**Work instructions**
Find the string "this" in the entries and copy each line that has it.

**Data to use**
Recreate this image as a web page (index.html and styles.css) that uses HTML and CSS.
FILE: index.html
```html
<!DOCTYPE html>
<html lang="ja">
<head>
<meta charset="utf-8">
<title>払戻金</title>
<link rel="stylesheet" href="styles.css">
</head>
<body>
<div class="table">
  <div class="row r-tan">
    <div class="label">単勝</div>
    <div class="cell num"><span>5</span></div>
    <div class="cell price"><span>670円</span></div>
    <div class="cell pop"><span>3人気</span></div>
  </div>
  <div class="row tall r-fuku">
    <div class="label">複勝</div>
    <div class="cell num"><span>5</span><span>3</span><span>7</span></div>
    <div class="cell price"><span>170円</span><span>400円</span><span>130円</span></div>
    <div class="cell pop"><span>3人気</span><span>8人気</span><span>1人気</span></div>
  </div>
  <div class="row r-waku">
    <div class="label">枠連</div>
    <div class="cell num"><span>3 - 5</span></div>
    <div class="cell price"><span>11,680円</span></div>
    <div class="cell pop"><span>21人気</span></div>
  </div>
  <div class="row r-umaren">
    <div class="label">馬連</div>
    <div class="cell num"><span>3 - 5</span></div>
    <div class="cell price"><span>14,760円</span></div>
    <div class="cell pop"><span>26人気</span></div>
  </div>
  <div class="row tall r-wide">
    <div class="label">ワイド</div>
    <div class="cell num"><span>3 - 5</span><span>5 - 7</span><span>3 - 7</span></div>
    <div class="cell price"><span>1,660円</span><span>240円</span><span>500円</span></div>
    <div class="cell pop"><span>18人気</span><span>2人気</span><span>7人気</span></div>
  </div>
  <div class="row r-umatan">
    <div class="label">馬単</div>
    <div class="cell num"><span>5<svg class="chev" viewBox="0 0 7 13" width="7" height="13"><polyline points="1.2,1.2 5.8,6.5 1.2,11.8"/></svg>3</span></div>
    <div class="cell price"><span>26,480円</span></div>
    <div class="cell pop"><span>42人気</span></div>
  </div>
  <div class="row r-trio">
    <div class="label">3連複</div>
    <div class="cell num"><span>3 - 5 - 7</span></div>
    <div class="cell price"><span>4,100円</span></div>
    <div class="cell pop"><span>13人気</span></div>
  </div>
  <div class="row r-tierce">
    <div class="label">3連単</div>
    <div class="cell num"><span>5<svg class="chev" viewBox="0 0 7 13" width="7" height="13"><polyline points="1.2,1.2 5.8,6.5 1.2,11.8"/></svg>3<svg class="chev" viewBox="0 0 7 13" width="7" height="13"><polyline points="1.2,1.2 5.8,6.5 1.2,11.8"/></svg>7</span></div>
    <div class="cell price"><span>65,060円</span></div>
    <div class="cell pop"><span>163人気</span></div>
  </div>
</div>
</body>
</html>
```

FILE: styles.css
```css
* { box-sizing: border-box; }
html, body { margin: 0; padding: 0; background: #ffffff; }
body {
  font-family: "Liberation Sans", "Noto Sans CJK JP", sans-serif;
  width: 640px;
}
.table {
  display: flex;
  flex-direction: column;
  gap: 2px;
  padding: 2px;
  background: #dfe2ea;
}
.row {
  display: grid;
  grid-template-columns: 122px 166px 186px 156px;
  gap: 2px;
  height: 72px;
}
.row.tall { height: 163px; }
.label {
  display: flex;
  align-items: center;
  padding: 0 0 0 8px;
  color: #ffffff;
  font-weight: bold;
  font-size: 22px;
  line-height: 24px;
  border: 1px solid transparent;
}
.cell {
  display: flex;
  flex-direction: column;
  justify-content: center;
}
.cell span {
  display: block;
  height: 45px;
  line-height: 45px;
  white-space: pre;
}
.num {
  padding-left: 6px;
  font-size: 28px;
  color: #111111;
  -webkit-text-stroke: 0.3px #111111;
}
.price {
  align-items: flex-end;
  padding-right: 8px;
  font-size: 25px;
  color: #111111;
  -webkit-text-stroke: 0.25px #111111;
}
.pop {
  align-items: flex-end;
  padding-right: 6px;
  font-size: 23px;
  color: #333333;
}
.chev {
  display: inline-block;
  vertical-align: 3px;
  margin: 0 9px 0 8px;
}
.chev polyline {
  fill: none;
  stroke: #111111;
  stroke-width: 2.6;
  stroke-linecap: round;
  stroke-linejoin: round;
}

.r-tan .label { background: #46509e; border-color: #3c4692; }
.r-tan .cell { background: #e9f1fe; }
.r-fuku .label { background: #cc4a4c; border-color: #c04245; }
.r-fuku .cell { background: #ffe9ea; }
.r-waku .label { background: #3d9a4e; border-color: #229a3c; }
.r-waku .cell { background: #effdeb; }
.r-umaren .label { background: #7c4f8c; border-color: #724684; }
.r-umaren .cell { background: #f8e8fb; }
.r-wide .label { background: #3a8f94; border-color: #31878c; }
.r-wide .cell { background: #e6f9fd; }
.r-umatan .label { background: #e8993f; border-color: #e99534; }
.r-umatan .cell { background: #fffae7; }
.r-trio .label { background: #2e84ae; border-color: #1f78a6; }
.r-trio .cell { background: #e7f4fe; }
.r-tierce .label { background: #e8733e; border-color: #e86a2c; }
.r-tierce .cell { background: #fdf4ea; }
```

---

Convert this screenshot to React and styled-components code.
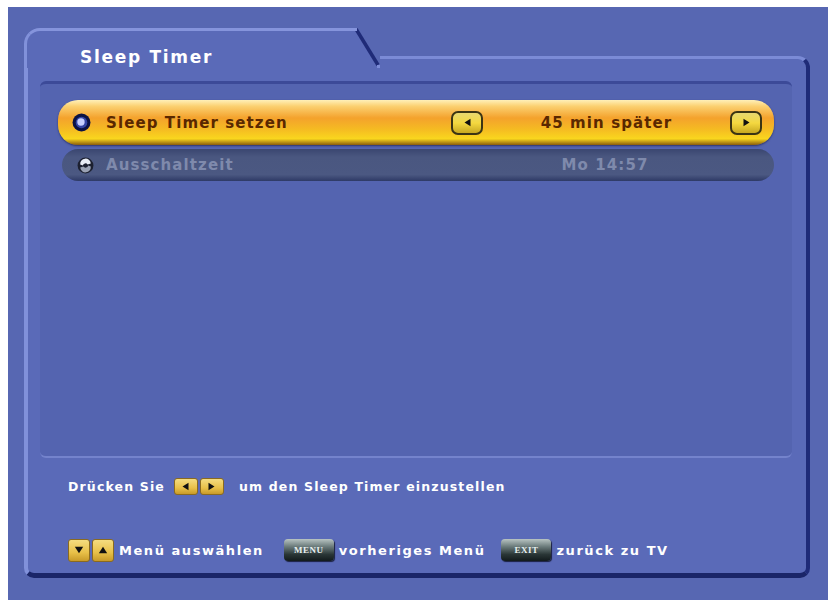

**Answer in full**
Recreate this image as a web page (index.html and styles.css) that uses HTML and CSS.
Convert this screenshot to React and styled-components code.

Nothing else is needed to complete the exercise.